气韵的讲究是古诗文吟诵创造意境美的关键,我国古诗文的题裁非常广泛,涉及自然现象、政治动态、劳动生活、社会风习与个人感受等方方面面。吟诵者需要拥有丰富的情感体验,才能在吟诵过程中使气、声、情协调运作,将气韵的外在表现形式与古诗文内在的风格、情趣、格调相匹配,吟诵出极富弹性和动感的旋律线条,声音极富表现力。以陈少松先生吟诵的《枫桥夜泊》为例(录音来自喜马拉雅网,杨瑞萍记谱):

谱例4

“月落乌啼霜满天”在吟诵中属于仄起入韵式。吟诵“月落”时,起音要注意气息的下沉,用气没有歌唱讲究,却比诵读要深,吐字要有明显的气息支撑,一字一提,声音似断非断。气息将声韵从身体的内部推出,喉位稳定,声音虽有跳跃却又踏实稳健。“乌啼”则根据平长仄短的吟诵规则,结合吟诵的自娱性特征,发声时由“乌”快速至“啼”并将之拖长三拍半,拖腔过程中注意两点:1.腰腹支撑有力,保证气息的循环流动;2.控制气息推送的力度,声音语势流畅,音色细腻柔婉。

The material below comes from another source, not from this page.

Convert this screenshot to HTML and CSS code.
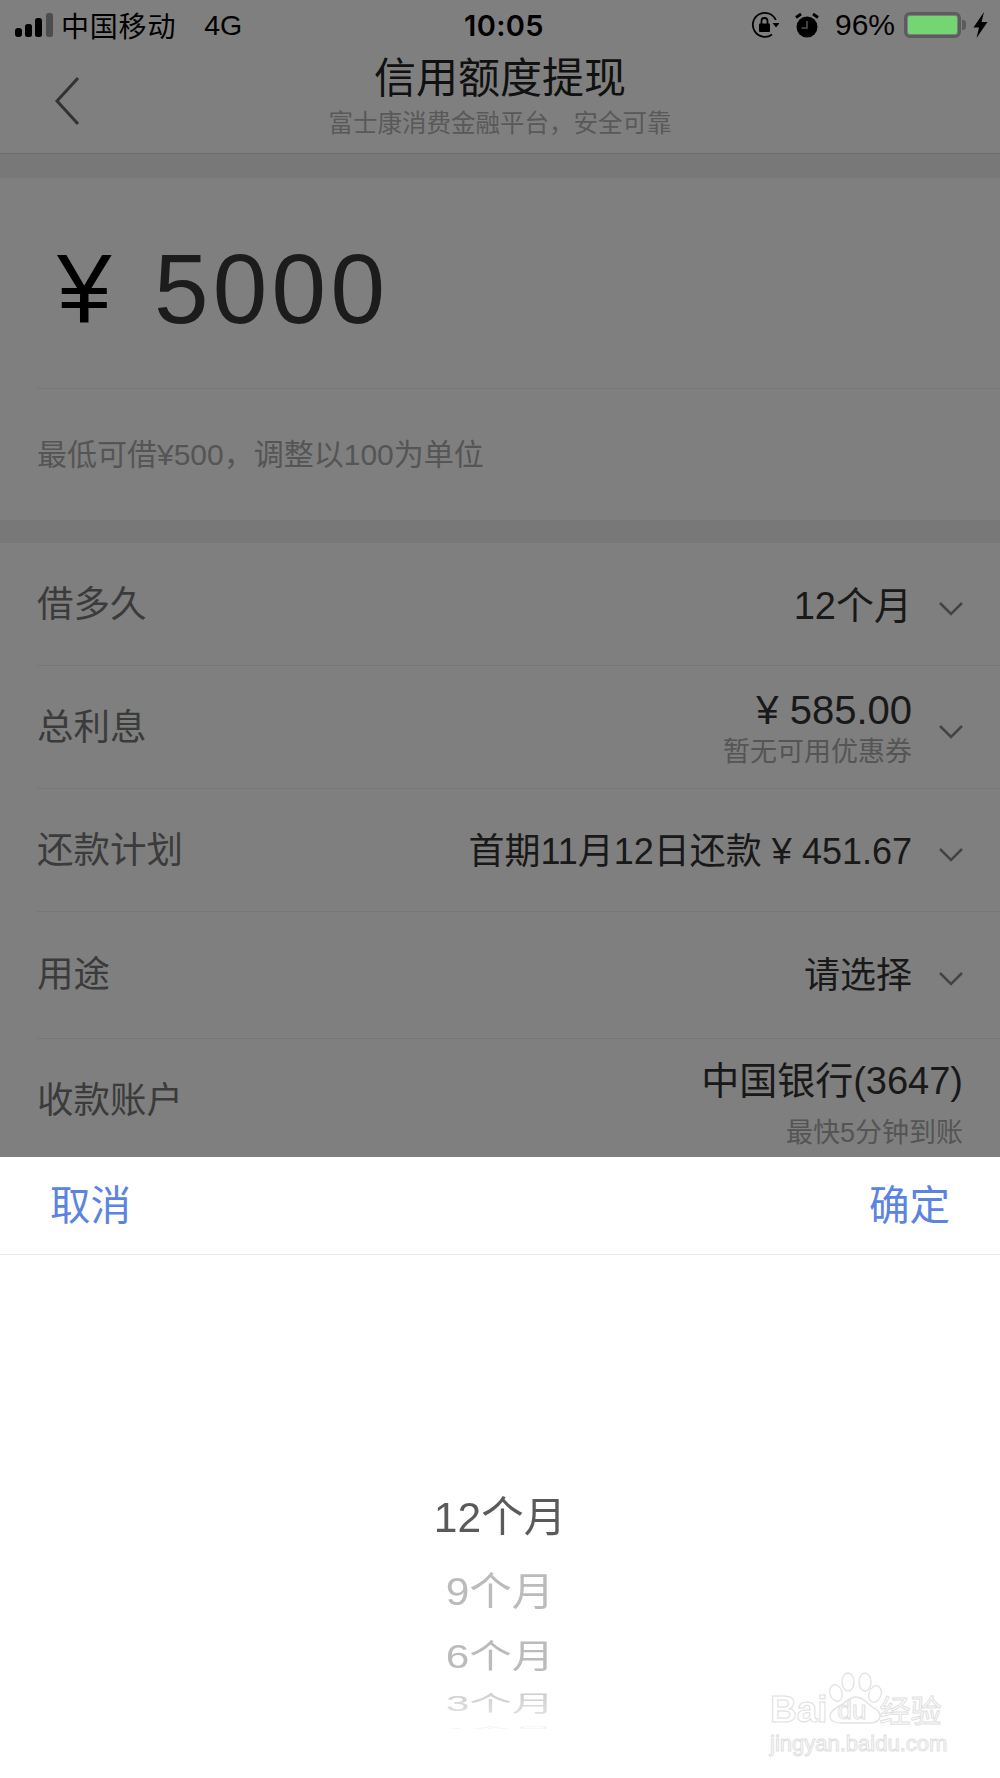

“霜”是平声步,吟诵时需要腔体略微打开并保持;在“天”的字头“t”后,双唇并拢迅速将“an”送出,经过一定时值的拖腔,最后归韵至鼻腔。

谱例5

“枫”“火”“愁”巧妙地使用了甩腔,一顿一提,字从胸腔开始至口腔结束,声音由深至浅,腔体的灵活运用使整句诗呈现出一副动态的画面,增加了整首诗的旋律性。

谱例6

“到”“船”字尾是气声状态,吐字时有意不让声带完全闭合,让气流通过未完全振动的声带发出,声音中带有明显的气流声,声音色彩略显暗淡,恰如其分地表达出作者张继当时惆怅迷茫的心情。

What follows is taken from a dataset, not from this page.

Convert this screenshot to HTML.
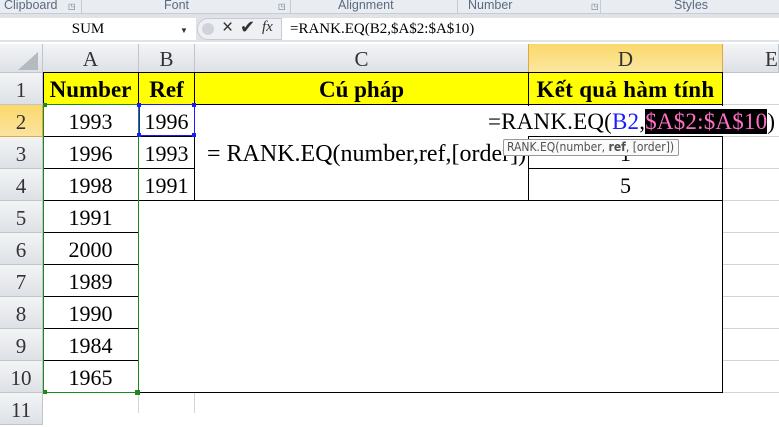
<!DOCTYPE html>
<html><head><meta charset="utf-8"><style>
*{margin:0;padding:0;box-sizing:border-box}
body{width:779px;height:412px;overflow:hidden;background:#fff;position:relative;font-family:"Liberation Serif",serif}
.a{position:absolute}
.rib{left:0;top:0;width:779px;height:14px;background:#e9edf2;border-bottom:1px solid #c5ccd6;font-family:"Liberation Sans",sans-serif;font-size:12.5px;color:#5a6a80}
.rib span{position:absolute;top:-2px}
.fb{left:0;top:14px;width:779px;height:28px;background:#dfe3e8}
.hdr{background:linear-gradient(#f3f4f6,#dde1e6);border-right:1px solid #c0c5cc;border-bottom:1px solid #c0c5cc;color:#333;font-size:21px;text-align:center}
.cell{font-size:22px;text-align:center;color:#000}
.h{position:absolute;background:#000;height:1px}
.v{position:absolute;background:#000;width:1px}
.g{position:absolute;background:#d4d4d4}
</style></head><body>
<div class="a rib">
<span style="left:4px">Clipboard</span><span style="left:68px;font-size:8px;top:2px">◳</span>
<span style="left:164px">Font</span><span style="left:278px;font-size:8px;top:2px">◳</span>
<span style="left:338px">Alignment</span>
<span style="left:468px">Number</span><span style="left:591px;font-size:8px;top:2px">◳</span>
<span style="left:674px">Styles</span>
<div class="a" style="left:81px;top:0;width:1px;height:14px;background:#c5ccd6"></div>
<div class="a" style="left:290px;top:0;width:1px;height:14px;background:#c5ccd6"></div>
<div class="a" style="left:457px;top:0;width:1px;height:14px;background:#c5ccd6"></div>
<div class="a" style="left:600px;top:0;width:1px;height:14px;background:#c5ccd6"></div>
</div>
<div class="a fb">
<div class="a" style="left:0;top:4px;width:196px;height:22px;background:#fff;font-size:15px;text-align:center;line-height:22px;padding-right:20px">SUM</div>
<div class="a" style="left:180px;top:12px;font-size:8px;color:#333">▼</div>
<div class="a" style="left:197px;top:4px;width:85px;height:22px;background:#eef0f3;border-radius:11px 0 0 11px;border:1px solid #c5ccd6"></div>
<div class="a" style="left:202px;top:9px;width:12px;height:12px;border-radius:6px;background:#d0d4da"></div>
<div class="a" style="left:222px;top:3px;font-family:'Liberation Sans',sans-serif;font-size:19px;color:#333">×</div>
<div class="a" style="left:240px;top:3px;font-size:18px;color:#333">✔</div>
<div class="a" style="left:262px;top:5px;font-size:15px;font-style:italic;color:#333">fx</div>
<div class="a" style="left:282px;top:4px;width:497px;height:22px;background:#fff;font-size:15px;line-height:22px;padding-left:8px">=RANK.EQ(B2,$A$2:$A$10)</div>
</div>
<div class="a" style="left:0;top:42px;width:779px;height:2px;background:#fff"></div>
<div class="a hdr" style="left:0;top:44px;width:43px;height:29px"></div>
<div class="a" style="left:18px;top:52px;width:0;height:0;border-left:20px solid transparent;border-bottom:18px solid #b5bac1"></div>
<div class="a hdr" style="left:43px;top:44px;width:96px;height:29px;line-height:30px">A</div>
<div class="a hdr" style="left:139px;top:44px;width:56px;height:29px;line-height:30px">B</div>
<div class="a hdr" style="left:195px;top:44px;width:334px;height:29px;line-height:30px">C</div>
<div class="a hdr" style="left:528px;top:44px;width:195px;height:29px;line-height:30px;background:linear-gradient(#fbd86a,#fbe7a2);border-color:#e0a840;border-left:1px solid #e0a840">D</div>
<div class="a hdr" style="left:723px;top:44px;width:56px;height:29px;line-height:30px;text-align:left;padding-left:42px">E</div>
<div class="a hdr" style="left:0;top:73px;width:43px;height:32px;line-height:34px">1</div>
<div class="a hdr" style="left:0;top:105px;width:43px;height:32px;line-height:34px;background:linear-gradient(#fbd86a,#fbe3a0);border-color:#e0a840">2</div>
<div class="a hdr" style="left:0;top:137px;width:43px;height:32px;line-height:34px">3</div>
<div class="a hdr" style="left:0;top:169px;width:43px;height:32px;line-height:34px">4</div>
<div class="a hdr" style="left:0;top:201px;width:43px;height:32px;line-height:34px">5</div>
<div class="a hdr" style="left:0;top:233px;width:43px;height:32px;line-height:34px">6</div>
<div class="a hdr" style="left:0;top:265px;width:43px;height:32px;line-height:34px">7</div>
<div class="a hdr" style="left:0;top:297px;width:43px;height:32px;line-height:34px">8</div>
<div class="a hdr" style="left:0;top:329px;width:43px;height:32px;line-height:34px">9</div>
<div class="a hdr" style="left:0;top:361px;width:43px;height:32px;line-height:34px">10</div>
<div class="a hdr" style="left:0;top:393px;width:43px;height:32px;line-height:34px">11</div>
<div class="g" style="left:723px;top:104px;width:56px;height:1px"></div>
<div class="g" style="left:723px;top:136px;width:56px;height:1px"></div>
<div class="g" style="left:723px;top:168px;width:56px;height:1px"></div>
<div class="g" style="left:723px;top:200px;width:56px;height:1px"></div>
<div class="g" style="left:723px;top:232px;width:56px;height:1px"></div>
<div class="g" style="left:723px;top:264px;width:56px;height:1px"></div>
<div class="g" style="left:723px;top:296px;width:56px;height:1px"></div>
<div class="g" style="left:723px;top:328px;width:56px;height:1px"></div>
<div class="g" style="left:723px;top:360px;width:56px;height:1px"></div>
<div class="g" style="left:723px;top:392px;width:56px;height:1px"></div>
<div class="g" style="left:138px;top:393px;width:1px;height:20px"></div>
<div class="g" style="left:194px;top:393px;width:1px;height:20px"></div>
<div class="a" style="left:43px;top:73px;width:680px;height:31px;background:#ffff00"></div>
<div class="a cell" style="left:43px;top:73px;width:95px;line-height:34px;font-weight:bold;font-size:23px">Number</div>
<div class="a cell" style="left:138px;top:73px;width:57px;line-height:34px;font-weight:bold;font-size:23px">Ref</div>
<div class="a cell" style="left:195px;top:73px;width:333px;line-height:34px;font-weight:bold;font-size:23px">Cú pháp</div>
<div class="a cell" style="left:528px;top:73px;width:195px;line-height:34px;font-weight:bold;font-size:23px;letter-spacing:0.3px">Kết quả hàm tính</div>
<div class="a cell" style="left:43px;top:105px;width:95px;line-height:34px">1993</div>
<div class="a cell" style="left:43px;top:137px;width:95px;line-height:34px">1996</div>
<div class="a cell" style="left:43px;top:169px;width:95px;line-height:34px">1998</div>
<div class="a cell" style="left:43px;top:201px;width:95px;line-height:34px">1991</div>
<div class="a cell" style="left:43px;top:233px;width:95px;line-height:34px">2000</div>
<div class="a cell" style="left:43px;top:265px;width:95px;line-height:34px">1989</div>
<div class="a cell" style="left:43px;top:297px;width:95px;line-height:34px">1990</div>
<div class="a cell" style="left:43px;top:329px;width:95px;line-height:34px">1984</div>
<div class="a cell" style="left:43px;top:361px;width:95px;line-height:34px">1965</div>
<div class="a cell" style="left:138px;top:105px;width:57px;line-height:34px">1996</div>
<div class="a cell" style="left:138px;top:137px;width:57px;line-height:34px">1993</div>
<div class="a cell" style="left:138px;top:169px;width:57px;line-height:34px">1991</div>
<div class="a cell" style="left:195px;top:137px;width:333px;line-height:34px;text-align:left;padding-left:12px;font-size:24px;white-space:nowrap">= RANK.EQ(number,ref,[order])</div>
<div class="a cell" style="left:528px;top:169px;width:195px;line-height:34px">5</div>
<div class="a cell" style="left:528px;top:137px;width:195px;line-height:34px">1</div>
<div class="h" style="left:43px;top:72px;width:680px"></div>
<div class="h" style="left:138px;top:104px;width:585px"></div>
<div class="h" style="left:43px;top:136px;width:152px"></div>
<div class="h" style="left:528px;top:136px;width:195px"></div>
<div class="h" style="left:43px;top:168px;width:152px"></div>
<div class="h" style="left:528px;top:168px;width:195px"></div>
<div class="h" style="left:43px;top:200px;width:680px"></div>
<div class="h" style="left:43px;top:232px;width:95px"></div>
<div class="h" style="left:43px;top:264px;width:95px"></div>
<div class="h" style="left:43px;top:296px;width:95px"></div>
<div class="h" style="left:43px;top:328px;width:95px"></div>
<div class="h" style="left:43px;top:360px;width:95px"></div>
<div class="h" style="left:138px;top:392px;width:585px"></div>
<div class="v" style="left:43px;top:72px;height:33px"></div>
<div class="v" style="left:138px;top:72px;height:320px"></div>
<div class="v" style="left:194px;top:72px;height:128px"></div>
<div class="v" style="left:528px;top:72px;height:128px"></div>
<div class="v" style="left:722px;top:72px;height:321px"></div>
<div class="a" style="left:43px;top:104px;width:96px;height:289px;border:1px solid #1a8a1a"></div>
<div class="a" style="left:43px;top:103px;width:4px;height:4px;background:#1a8a1a"></div>
<div class="a" style="left:135px;top:390px;width:5px;height:5px;background:#1a8a1a"></div>
<div class="a" style="left:43px;top:390px;width:4px;height:4px;background:#1a8a1a"></div>
<div class="a" style="left:139px;top:104px;width:56px;height:32px;border:1px solid #1a1aff"></div>
<div class="a" style="left:137px;top:103px;width:4px;height:4px;background:#1a1aff"></div>
<div class="a" style="left:192px;top:103px;width:4px;height:4px;background:#1a1aff"></div>
<div class="a" style="left:137px;top:133px;width:4px;height:4px;background:#1a1aff"></div>
<div class="a" style="left:192px;top:133px;width:4px;height:4px;background:#1a1aff"></div>
<div class="a" style="left:488px;top:106px;height:30px;font-size:23px;line-height:32px;white-space:nowrap;background:#fff;letter-spacing:0.2px">=RANK.EQ(<span style="color:#1a1aff">B2</span>,<span style="background:#000;color:#ff6ec7">$A$2:$A$10</span>)</div>
<div class="a" style="left:503px;top:139px;width:176px;height:17px;background:#fafafa;border:1px solid #9a9a9a;border-radius:2px;font-family:'DejaVu Sans Condensed','Liberation Sans',sans-serif;font-size:12px;line-height:15px;color:#505050;padding-left:3px;white-space:nowrap;overflow:hidden">RANK.EQ(number, <b>ref</b>, [order])</div>
</body></html>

通过对《枫桥夜泊》的吟诵分析,能更深层次的体味“气韵声动”的发声理念,作品的文气意蕴与吟诵者声情结合,使整首作品情感更加饱满立体。

结语

古诗文的吟诵在过去被称为“文人的音乐”,笔者对现存的吟诵作品进行记谱研究发现,吟诵虽为即兴创作,但多数作品是用五声调式创作而成,并且旋律唱腔与流传地的民歌小调、曲艺、戏曲有着不解之缘。吟诵与音乐有着密不可分的关系,从表面看有旋律、唱腔、诗词等内容;从内部看有完整的声腔系统,严谨的气、声、字的配合,因此当属传统声乐的范畴,可以作为唱法进行推广研究。

吟诵是用灵魂歌唱的声音,祖祖辈辈的口耳相传使古诗文等题材的国学经典得以传世,宝贵的文化遗产得以传承。进入21世纪以来,随着践行“文化自信”时代课题的提出,社会上掀起了一股重拾传统文化的热潮,国学经典再次回到民众的视野。吟诵也引起越来越多人的关注,把吟诵置于声乐学的框架内有利于激发学习者的兴趣,在学习过程中自觉的将念、诵、吟、唱融为一体,实现国学经典从文本模式到音乐形态的转化,促进国学经典的活态传承。